→ **INSTRUCTION**: Review the material line by line. Identify and copy every line that contains the string "components".

→ **THE DATA**:

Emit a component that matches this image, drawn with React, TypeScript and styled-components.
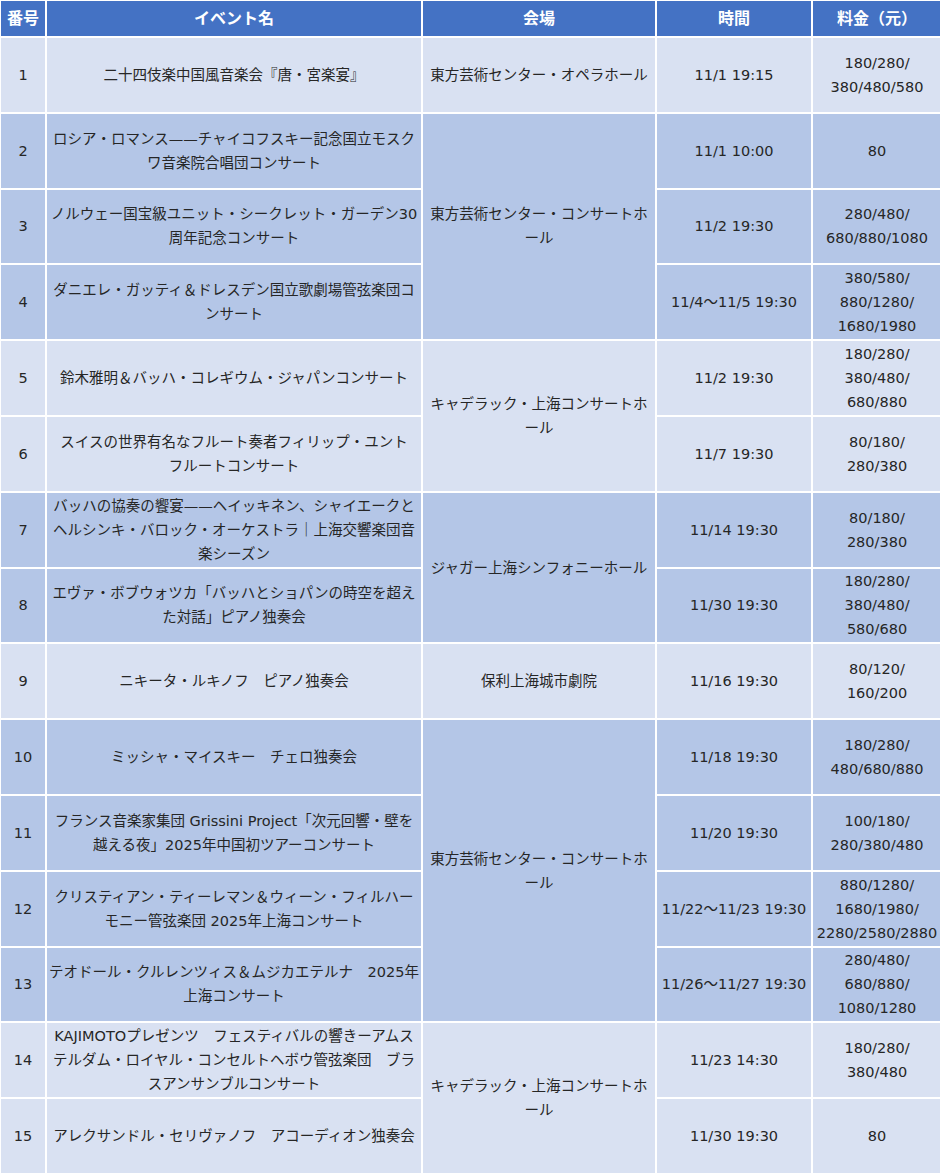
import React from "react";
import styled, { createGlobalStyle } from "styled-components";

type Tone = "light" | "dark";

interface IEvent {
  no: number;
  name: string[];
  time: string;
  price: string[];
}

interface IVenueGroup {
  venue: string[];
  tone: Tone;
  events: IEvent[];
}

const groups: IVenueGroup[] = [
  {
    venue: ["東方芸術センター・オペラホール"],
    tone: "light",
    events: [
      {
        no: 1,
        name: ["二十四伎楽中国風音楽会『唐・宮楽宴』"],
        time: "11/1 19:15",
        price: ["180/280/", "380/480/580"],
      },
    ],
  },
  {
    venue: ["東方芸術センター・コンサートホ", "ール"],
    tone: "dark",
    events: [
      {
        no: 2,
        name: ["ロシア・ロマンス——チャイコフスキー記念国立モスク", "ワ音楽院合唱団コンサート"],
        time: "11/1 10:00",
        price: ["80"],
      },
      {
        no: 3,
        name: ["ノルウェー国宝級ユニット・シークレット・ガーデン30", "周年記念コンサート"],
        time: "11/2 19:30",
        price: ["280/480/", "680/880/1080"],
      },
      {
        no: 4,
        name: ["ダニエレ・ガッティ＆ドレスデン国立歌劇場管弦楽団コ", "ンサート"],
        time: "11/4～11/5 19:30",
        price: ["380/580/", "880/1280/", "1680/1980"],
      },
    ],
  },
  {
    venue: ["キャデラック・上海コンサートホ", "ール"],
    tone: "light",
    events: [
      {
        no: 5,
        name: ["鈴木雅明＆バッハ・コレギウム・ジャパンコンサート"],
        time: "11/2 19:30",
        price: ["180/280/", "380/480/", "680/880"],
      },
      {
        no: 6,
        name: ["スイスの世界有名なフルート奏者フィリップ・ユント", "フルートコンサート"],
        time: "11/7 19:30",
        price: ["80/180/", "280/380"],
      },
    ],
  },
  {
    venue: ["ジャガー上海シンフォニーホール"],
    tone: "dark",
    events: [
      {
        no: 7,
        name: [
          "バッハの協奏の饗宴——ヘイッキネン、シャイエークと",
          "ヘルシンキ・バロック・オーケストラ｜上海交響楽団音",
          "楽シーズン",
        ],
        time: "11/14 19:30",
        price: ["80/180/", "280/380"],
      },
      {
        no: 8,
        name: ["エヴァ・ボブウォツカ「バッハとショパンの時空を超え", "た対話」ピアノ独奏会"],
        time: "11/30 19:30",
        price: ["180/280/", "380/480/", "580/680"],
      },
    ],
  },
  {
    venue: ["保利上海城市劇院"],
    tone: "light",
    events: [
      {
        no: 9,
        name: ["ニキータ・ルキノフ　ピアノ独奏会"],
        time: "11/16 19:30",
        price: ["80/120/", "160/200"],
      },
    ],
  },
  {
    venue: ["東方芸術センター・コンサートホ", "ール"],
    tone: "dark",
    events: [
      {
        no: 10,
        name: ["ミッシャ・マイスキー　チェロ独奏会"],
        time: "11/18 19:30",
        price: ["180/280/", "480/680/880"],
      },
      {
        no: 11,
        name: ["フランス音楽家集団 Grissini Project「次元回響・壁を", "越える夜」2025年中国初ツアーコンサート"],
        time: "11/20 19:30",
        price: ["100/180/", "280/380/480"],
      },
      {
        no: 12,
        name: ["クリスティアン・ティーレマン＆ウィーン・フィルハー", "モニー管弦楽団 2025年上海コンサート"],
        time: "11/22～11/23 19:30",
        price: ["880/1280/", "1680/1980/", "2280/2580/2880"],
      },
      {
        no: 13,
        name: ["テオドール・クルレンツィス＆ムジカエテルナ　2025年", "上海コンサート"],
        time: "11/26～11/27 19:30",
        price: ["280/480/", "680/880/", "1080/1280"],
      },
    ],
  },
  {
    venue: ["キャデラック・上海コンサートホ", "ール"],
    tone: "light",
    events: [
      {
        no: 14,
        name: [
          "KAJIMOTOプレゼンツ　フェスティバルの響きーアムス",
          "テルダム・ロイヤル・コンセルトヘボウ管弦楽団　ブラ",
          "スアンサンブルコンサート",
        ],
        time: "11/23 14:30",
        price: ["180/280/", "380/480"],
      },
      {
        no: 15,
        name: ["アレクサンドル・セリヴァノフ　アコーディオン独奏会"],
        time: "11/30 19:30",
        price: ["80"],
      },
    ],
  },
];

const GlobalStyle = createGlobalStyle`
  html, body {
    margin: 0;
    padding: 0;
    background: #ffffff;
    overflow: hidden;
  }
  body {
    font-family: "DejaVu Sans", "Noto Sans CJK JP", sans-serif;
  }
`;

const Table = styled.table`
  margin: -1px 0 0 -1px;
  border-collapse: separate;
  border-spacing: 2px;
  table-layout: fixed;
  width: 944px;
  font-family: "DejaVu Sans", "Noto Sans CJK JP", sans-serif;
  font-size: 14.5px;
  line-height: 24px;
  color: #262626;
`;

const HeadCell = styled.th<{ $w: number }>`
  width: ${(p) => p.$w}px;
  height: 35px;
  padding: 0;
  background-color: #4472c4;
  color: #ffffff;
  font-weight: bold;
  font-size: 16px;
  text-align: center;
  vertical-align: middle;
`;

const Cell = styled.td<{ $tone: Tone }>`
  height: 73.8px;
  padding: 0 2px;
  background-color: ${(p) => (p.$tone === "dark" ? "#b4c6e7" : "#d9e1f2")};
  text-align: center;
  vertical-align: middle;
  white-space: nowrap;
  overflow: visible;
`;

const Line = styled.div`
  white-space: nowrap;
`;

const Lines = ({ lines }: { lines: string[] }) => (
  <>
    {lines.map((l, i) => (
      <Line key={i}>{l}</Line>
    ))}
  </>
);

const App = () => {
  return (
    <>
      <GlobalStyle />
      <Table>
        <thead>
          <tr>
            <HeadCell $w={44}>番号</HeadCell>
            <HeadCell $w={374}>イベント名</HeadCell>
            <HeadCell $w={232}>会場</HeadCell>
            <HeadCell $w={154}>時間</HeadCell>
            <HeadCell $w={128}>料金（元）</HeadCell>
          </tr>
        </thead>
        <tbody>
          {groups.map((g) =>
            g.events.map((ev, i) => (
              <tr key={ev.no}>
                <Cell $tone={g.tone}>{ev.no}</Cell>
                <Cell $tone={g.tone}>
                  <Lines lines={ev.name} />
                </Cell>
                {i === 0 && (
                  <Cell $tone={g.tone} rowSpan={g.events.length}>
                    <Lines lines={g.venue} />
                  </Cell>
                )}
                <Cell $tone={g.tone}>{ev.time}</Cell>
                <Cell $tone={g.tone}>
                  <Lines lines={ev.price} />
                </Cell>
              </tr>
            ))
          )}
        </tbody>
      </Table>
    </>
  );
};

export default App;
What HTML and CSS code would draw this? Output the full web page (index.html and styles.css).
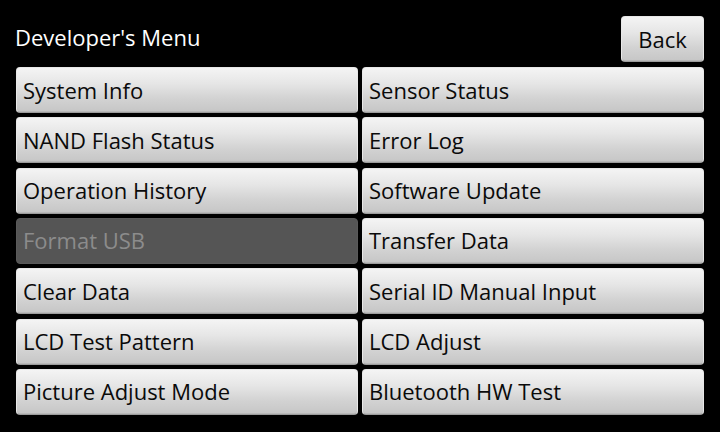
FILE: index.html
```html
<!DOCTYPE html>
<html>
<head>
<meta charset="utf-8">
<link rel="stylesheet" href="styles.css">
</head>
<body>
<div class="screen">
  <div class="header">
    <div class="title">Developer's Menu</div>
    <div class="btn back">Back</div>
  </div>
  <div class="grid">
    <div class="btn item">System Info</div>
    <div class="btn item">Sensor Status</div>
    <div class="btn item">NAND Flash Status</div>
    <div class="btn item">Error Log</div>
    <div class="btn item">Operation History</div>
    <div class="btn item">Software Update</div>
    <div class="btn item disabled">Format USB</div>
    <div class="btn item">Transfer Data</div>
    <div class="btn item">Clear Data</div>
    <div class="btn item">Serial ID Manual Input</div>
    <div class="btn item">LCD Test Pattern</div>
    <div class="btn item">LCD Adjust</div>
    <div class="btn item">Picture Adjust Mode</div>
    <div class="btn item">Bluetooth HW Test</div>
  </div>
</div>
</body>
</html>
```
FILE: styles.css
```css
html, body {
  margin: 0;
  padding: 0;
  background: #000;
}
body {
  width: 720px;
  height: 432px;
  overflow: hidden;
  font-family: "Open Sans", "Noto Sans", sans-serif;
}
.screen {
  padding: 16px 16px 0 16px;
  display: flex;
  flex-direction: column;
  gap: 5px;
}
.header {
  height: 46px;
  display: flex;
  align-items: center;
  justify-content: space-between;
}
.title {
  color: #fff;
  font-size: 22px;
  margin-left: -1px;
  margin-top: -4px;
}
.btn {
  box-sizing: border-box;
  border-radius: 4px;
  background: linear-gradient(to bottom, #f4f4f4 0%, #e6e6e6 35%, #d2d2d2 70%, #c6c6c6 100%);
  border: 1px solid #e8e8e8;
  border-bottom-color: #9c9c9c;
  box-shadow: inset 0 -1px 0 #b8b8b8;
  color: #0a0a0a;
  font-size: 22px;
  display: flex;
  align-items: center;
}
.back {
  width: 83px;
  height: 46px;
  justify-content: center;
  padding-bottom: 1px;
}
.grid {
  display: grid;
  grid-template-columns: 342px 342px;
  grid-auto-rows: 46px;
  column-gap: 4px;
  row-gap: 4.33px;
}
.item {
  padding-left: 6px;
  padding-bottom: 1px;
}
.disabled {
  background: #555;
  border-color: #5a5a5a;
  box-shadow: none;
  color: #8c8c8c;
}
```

→ **WRITTEN RESPONSE**:
Emit a component that matches this image, drawn with React, TypeScript and styled-components.
import styled, { createGlobalStyle } from "styled-components";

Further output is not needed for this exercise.